どう考えても今日の知識社会、情報社会とも、そして現代的な家族観や人権感覚とも相容れない男性中心のメンバーシップ型の雇用の弊害は長く指摘されている。会社という「共同体」の一員であることにアイデンティティを見出し、個を埋没させ、職業を問われるとなぜか会社名と役職名を答える。「個」を見失い、集団のネジや歯車のような部品の一つであることにむしろ誇りを持ち、自分で考える力を手放してしまったJTC(ジャパン・トラディッショナル・カンパニー)の「社畜」たち。会社に居残る=仕事をしていると見なされる世界に疑問を持たず、「飲みニケーション」が社会の潤滑油であると信じて疑わない昭和脳。そういった労働文化が変わらない限り、「働き方改革」も「DX」も思うように進まないのではないか。あるいは、進んだとしても形式的で、骨抜きのものになるのではないか……。こうした問題提起をした上で、意見を交換してきた。
「くたばれ、JTC」その前に
ただ残念ながら今回書きたいのは、こうした「くたばれ、JTC」と古い文化をこき下ろす文章ではなく、ちょっと横道にそれた話だ。この少し後に阿部真大の『会社のなかの「仕事」 社会のなかの「仕事」~資本主義経済下の職業の考え方』という本が発売された。僕は彼がバイク便ライダーの労働文化の研究をしている頃からの愛読者で、彼のFacebookで少し変わった新刊が出ることを知り、発売してすぐに手に取った。そして期待通りここで阿部が展開している議論はユニークで、いろいろ考えさせられたので思考メモも兼ねて少し僕の考えを書いてみたい。

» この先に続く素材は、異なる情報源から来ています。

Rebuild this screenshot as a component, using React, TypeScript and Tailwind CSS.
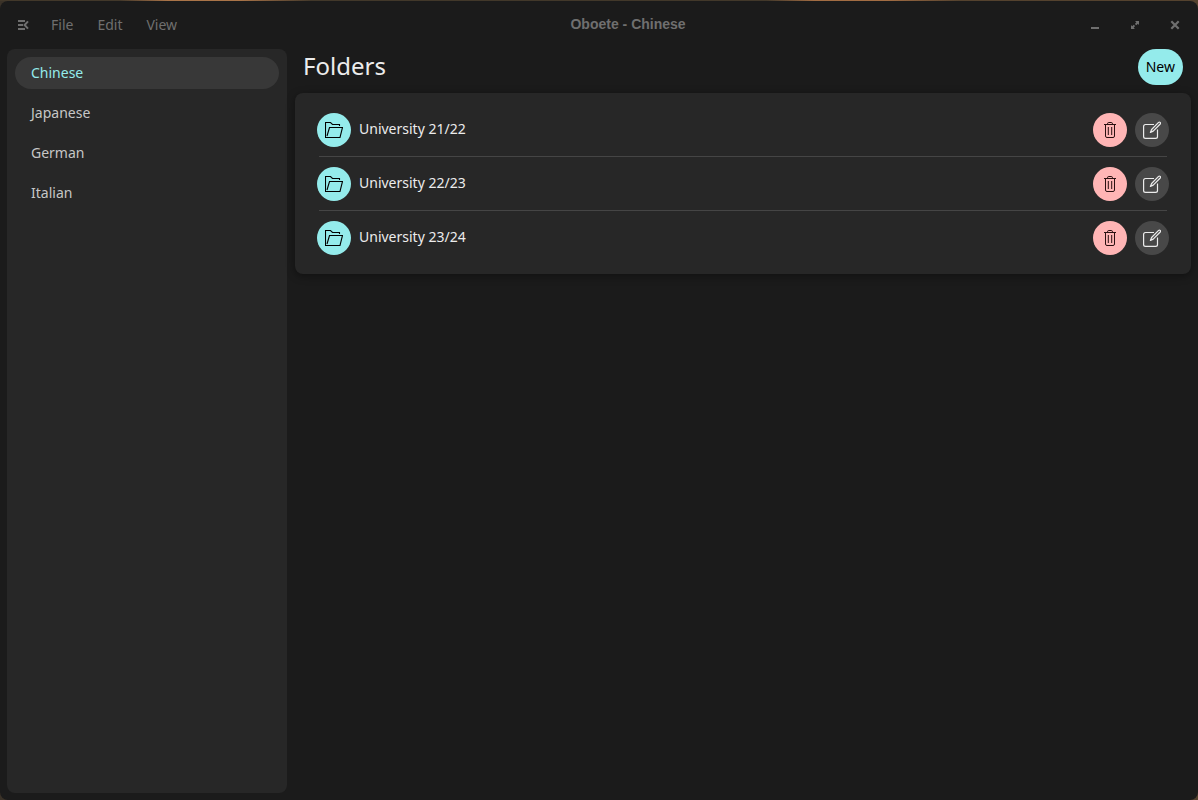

阿倍のこの本は従来の彼の研究ーー「やりがい搾取」と俗に呼ばれる自己啓発的なマネジメントの文化の背景にある社会構造の分析ーーを、労働文化史的な視座を交えて大きく拡張したものだとひとまずは位置づけることができる。前提として、阿部はここで「昭和に戻す」ことを是としない。池井戸潤の小説が代表する、先程の僕の表現を用いれば「JTC」の構造は今更詳述する必要もないだろうが「やりがい搾取」の代わりに会社という村落的な共同体への同一化が機能しているものであり、そして更にその背後には戦後日本の建前的な男女平等の中で進行した性搾取の問題がある(「内助の功」的な発想に疑問を持たない半沢直樹の保守性)。
「昭和に戻さずちゃんと働く」ための知恵
では、どうするのか。その上で、阿倍がここで提案する「やりがい搾取」的なアプローチに対する抵抗の方法は大別して3つある。
1つは「仕事」を社会と自分とのつながりを確認するためのものとして再確認することだ。本来の人間は会社のために働くのでもなければ、ときにモンスター化する客に無制限に奉仕するのではなく、「自分」のために働くのだ。社会に貢献し、その対価を得る。この原理はときに経営者にとっては労働者を効率よく滅私奉公させるためには邪魔な存在になる。あるいは「客」という立場を悪用して誰かを殴りたいひとにも邪魔になる。だからこそ、私たちはこの原理を忘れてはならない。それが阿倍の主張だ。
2つ目は、1つ目の原理が損なわれないための知恵として、「働き方」の決定権をより現場に預けるための運動を展開することだ(具体的に阿部はここで労働組合のアップデートを提唱している)。
そして3つ目が「ユーモア」の導入だ。既存の制度に対し「不真面目に」アプローチすることで有名無実化することだ。
これらのアプローチによって、労働者は「組織人」ではなく「職業人」として自立することができるーー。これが阿倍の本書における主張の骨子だ。後半では、より具体的な提案として、阿部自身が教員(組織人)でもあり、研究者(職業人)でもある自分の仕事のバランスをどう確保してきたかという経験から有効だと判断された制度や、グローバルエリート(クリエイティブ・クラス)でもなければ、JTCの「社畜」的な旧来の労働者でもない第三の道として(つまり「意識高く」なって「成功」しなくても可能な生き方として)「パートタイム田舎就労」というモデルについて記されている(僕は、ここで阿部が例示している「田舎」である京丹後が若い頃から好きで、その意味でも興味深く読んだ)。そんな中で、僕が最も惹かれたのは3つ目の提案に関連して本書のほとんど末尾に登場するソビエト連邦末期の労働者文化の紹介と、それについての考察だ。